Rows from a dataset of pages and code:
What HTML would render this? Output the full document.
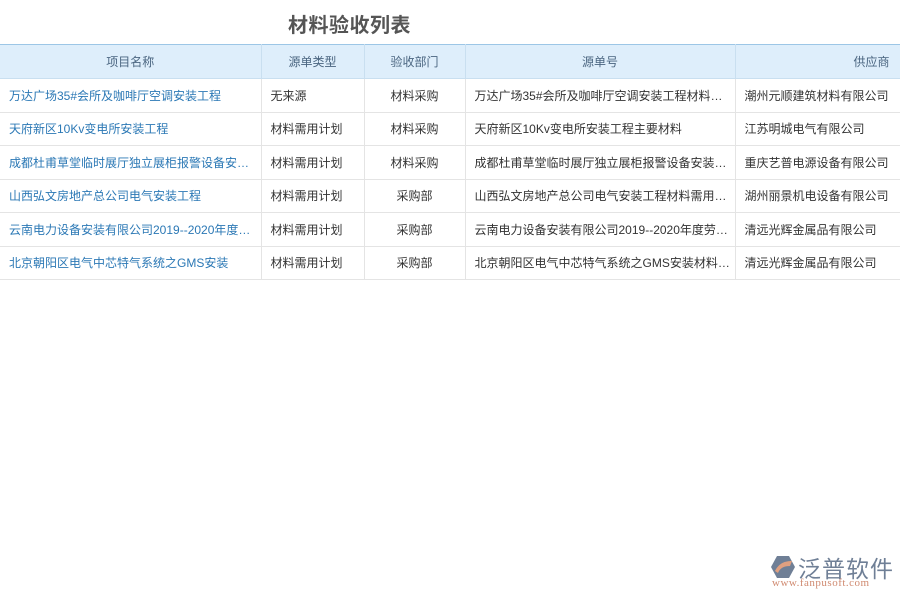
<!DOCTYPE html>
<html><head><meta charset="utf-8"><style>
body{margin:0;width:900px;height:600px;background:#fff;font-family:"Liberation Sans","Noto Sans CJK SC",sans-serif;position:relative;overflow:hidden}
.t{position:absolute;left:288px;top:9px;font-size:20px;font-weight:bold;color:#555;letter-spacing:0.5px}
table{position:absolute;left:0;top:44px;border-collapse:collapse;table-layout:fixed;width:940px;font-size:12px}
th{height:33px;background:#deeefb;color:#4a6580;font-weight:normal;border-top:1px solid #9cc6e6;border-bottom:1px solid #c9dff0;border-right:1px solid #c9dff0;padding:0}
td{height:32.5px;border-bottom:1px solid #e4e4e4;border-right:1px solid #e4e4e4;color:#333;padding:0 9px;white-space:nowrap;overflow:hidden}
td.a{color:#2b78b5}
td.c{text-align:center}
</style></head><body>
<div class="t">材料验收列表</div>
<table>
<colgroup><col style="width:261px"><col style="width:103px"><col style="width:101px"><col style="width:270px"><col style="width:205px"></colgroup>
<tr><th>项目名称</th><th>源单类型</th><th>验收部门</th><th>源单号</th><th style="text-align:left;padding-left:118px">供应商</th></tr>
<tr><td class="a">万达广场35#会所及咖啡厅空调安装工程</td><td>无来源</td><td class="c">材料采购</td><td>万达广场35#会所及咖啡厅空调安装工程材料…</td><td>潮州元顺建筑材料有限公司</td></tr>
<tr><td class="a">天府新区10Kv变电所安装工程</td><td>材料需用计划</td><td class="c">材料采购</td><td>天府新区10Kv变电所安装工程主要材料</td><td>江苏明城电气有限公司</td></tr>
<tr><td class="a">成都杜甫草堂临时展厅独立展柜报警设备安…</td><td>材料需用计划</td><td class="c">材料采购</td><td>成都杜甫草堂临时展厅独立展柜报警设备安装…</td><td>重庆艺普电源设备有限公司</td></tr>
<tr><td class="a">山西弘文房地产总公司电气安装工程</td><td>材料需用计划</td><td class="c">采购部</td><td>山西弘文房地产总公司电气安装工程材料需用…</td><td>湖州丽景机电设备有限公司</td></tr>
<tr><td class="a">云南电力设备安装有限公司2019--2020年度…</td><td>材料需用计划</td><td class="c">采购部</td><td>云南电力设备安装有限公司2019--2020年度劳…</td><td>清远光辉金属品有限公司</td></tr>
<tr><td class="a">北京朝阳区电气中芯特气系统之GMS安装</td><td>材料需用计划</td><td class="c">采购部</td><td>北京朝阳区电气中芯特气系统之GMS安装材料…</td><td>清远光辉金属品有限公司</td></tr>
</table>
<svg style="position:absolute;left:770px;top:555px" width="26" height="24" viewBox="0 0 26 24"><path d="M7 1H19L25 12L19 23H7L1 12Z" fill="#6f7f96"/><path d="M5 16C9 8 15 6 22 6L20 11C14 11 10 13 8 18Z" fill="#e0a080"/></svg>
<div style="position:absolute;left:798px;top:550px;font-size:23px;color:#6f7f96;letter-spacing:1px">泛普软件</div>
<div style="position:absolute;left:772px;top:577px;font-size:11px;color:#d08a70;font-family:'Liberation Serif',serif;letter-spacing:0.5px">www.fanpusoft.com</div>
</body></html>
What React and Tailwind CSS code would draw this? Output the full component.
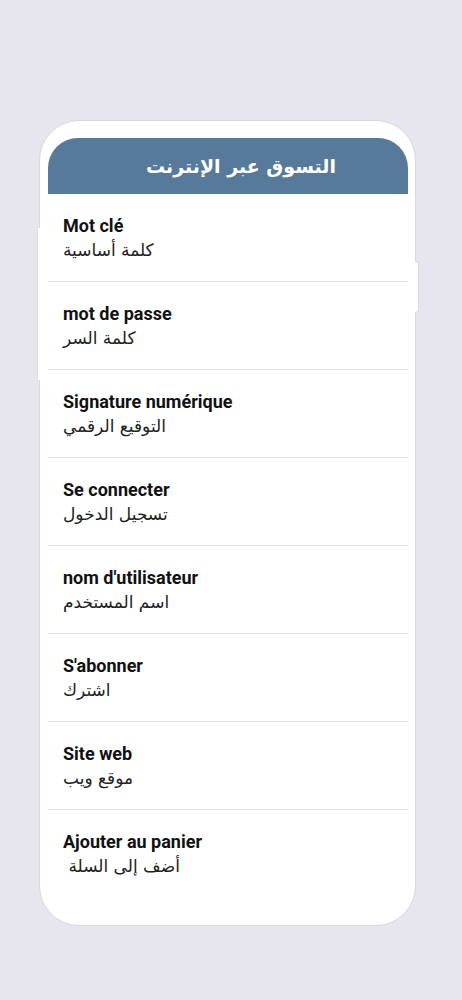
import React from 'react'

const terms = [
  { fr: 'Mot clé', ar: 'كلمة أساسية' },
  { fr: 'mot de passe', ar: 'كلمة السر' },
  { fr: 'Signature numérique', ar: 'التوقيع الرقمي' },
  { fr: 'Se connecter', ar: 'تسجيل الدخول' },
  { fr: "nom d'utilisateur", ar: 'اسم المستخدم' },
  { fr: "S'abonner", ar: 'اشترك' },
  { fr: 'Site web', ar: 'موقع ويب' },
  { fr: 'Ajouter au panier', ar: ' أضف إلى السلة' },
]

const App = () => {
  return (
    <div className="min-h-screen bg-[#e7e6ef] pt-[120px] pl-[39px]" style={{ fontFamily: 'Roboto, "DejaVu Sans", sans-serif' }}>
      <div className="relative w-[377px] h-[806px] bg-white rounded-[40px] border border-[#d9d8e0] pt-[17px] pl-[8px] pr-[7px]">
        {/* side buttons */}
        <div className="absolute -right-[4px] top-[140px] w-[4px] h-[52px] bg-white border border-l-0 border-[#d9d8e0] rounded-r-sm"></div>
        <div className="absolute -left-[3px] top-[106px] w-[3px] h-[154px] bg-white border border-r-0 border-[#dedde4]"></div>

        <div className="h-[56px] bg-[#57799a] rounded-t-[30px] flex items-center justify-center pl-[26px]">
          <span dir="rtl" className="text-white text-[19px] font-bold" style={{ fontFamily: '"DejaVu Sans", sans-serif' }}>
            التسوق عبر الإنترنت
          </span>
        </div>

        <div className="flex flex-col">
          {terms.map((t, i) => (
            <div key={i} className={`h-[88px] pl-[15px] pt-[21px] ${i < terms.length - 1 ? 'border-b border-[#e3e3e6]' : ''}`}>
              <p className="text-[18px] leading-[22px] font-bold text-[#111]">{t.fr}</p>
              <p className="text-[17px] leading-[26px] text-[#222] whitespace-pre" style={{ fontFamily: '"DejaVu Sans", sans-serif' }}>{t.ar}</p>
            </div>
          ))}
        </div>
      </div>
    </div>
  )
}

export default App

▸ **SHORT PROBLEM**
Restate each line of the records exactly; pictures do not belong in the copy.

▸ **RESPONSE**
What HTML would render this? Output the full document.
<!DOCTYPE html>
<html><head><meta charset="utf-8"><style>
body{margin:0;width:900px;height:600px;background:#fff;font-family:"Liberation Sans","Noto Sans CJK SC",sans-serif;position:relative;overflow:hidden}
.t{position:absolute;left:288px;top:9px;font-size:20px;font-weight:bold;color:#555;letter-spacing:0.5px}
table{position:absolute;left:0;top:44px;border-collapse:collapse;table-layout:fixed;width:940px;font-size:12px}
th{height:33px;background:#deeefb;color:#4a6580;font-weight:normal;border-top:1px solid #9cc6e6;border-bottom:1px solid #c9dff0;border-right:1px solid #c9dff0;padding:0}
td{height:32.5px;border-bottom:1px solid #e4e4e4;border-right:1px solid #e4e4e4;color:#333;padding:0 9px;white-space:nowrap;overflow:hidden}
td.a{color:#2b78b5}
td.c{text-align:center}
</style></head><body>
<div class="t">材料验收列表</div>
<table>
<colgroup><col style="width:261px"><col style="width:103px"><col style="width:101px"><col style="width:270px"><col style="width:205px"></colgroup>
<tr><th>项目名称</th><th>源单类型</th><th>验收部门</th><th>源单号</th><th style="text-align:left;padding-left:118px">供应商</th></tr>
<tr><td class="a">万达广场35#会所及咖啡厅空调安装工程</td><td>无来源</td><td class="c">材料采购</td><td>万达广场35#会所及咖啡厅空调安装工程材料…</td><td>潮州元顺建筑材料有限公司</td></tr>
<tr><td class="a">天府新区10Kv变电所安装工程</td><td>材料需用计划</td><td class="c">材料采购</td><td>天府新区10Kv变电所安装工程主要材料</td><td>江苏明城电气有限公司</td></tr>
<tr><td class="a">成都杜甫草堂临时展厅独立展柜报警设备安…</td><td>材料需用计划</td><td class="c">材料采购</td><td>成都杜甫草堂临时展厅独立展柜报警设备安装…</td><td>重庆艺普电源设备有限公司</td></tr>
<tr><td class="a">山西弘文房地产总公司电气安装工程</td><td>材料需用计划</td><td class="c">采购部</td><td>山西弘文房地产总公司电气安装工程材料需用…</td><td>湖州丽景机电设备有限公司</td></tr>
<tr><td class="a">云南电力设备安装有限公司2019--2020年度…</td><td>材料需用计划</td><td class="c">采购部</td><td>云南电力设备安装有限公司2019--2020年度劳…</td><td>清远光辉金属品有限公司</td></tr>
<tr><td class="a">北京朝阳区电气中芯特气系统之GMS安装</td><td>材料需用计划</td><td class="c">采购部</td><td>北京朝阳区电气中芯特气系统之GMS安装材料…</td><td>清远光辉金属品有限公司</td></tr>
</table>
<svg style="position:absolute;left:770px;top:555px" width="26" height="24" viewBox="0 0 26 24"><path d="M7 1H19L25 12L19 23H7L1 12Z" fill="#6f7f96"/><path d="M5 16C9 8 15 6 22 6L20 11C14 11 10 13 8 18Z" fill="#e0a080"/></svg>
<div style="position:absolute;left:798px;top:550px;font-size:23px;color:#6f7f96;letter-spacing:1px">泛普软件</div>
<div style="position:absolute;left:772px;top:577px;font-size:11px;color:#d08a70;font-family:'Liberation Serif',serif;letter-spacing:0.5px">www.fanpusoft.com</div>
</body></html>
What React and Tailwind CSS code would draw this? Output the full component.
import React from 'react'

const terms = [
  { fr: 'Mot clé', ar: 'كلمة أساسية' },
  { fr: 'mot de passe', ar: 'كلمة السر' },
  { fr: 'Signature numérique', ar: 'التوقيع الرقمي' },
  { fr: 'Se connecter', ar: 'تسجيل الدخول' },
  { fr: "nom d'utilisateur", ar: 'اسم المستخدم' },
  { fr: "S'abonner", ar: 'اشترك' },
  { fr: 'Site web', ar: 'موقع ويب' },
  { fr: 'Ajouter au panier', ar: ' أضف إلى السلة' },
]

const App = () => {
  return (
    <div className="min-h-screen bg-[#e7e6ef] pt-[120px] pl-[39px]" style={{ fontFamily: 'Roboto, "DejaVu Sans", sans-serif' }}>
      <div className="relative w-[377px] h-[806px] bg-white rounded-[40px] border border-[#d9d8e0] pt-[17px] pl-[8px] pr-[7px]">
        {/* side buttons */}
        <div className="absolute -right-[4px] top-[140px] w-[4px] h-[52px] bg-white border border-l-0 border-[#d9d8e0] rounded-r-sm"></div>
        <div className="absolute -left-[3px] top-[106px] w-[3px] h-[154px] bg-white border border-r-0 border-[#dedde4]"></div>

        <div className="h-[56px] bg-[#57799a] rounded-t-[30px] flex items-center justify-center pl-[26px]">
          <span dir="rtl" className="text-white text-[19px] font-bold" style={{ fontFamily: '"DejaVu Sans", sans-serif' }}>
            التسوق عبر الإنترنت
          </span>
        </div>

        <div className="flex flex-col">
          {terms.map((t, i) => (
            <div key={i} className={`h-[88px] pl-[15px] pt-[21px] ${i < terms.length - 1 ? 'border-b border-[#e3e3e6]' : ''}`}>
              <p className="text-[18px] leading-[22px] font-bold text-[#111]">{t.fr}</p>
              <p className="text-[17px] leading-[26px] text-[#222] whitespace-pre" style={{ fontFamily: '"DejaVu Sans", sans-serif' }}>{t.ar}</p>
            </div>
          ))}
        </div>
      </div>
    </div>
  )
}

export default App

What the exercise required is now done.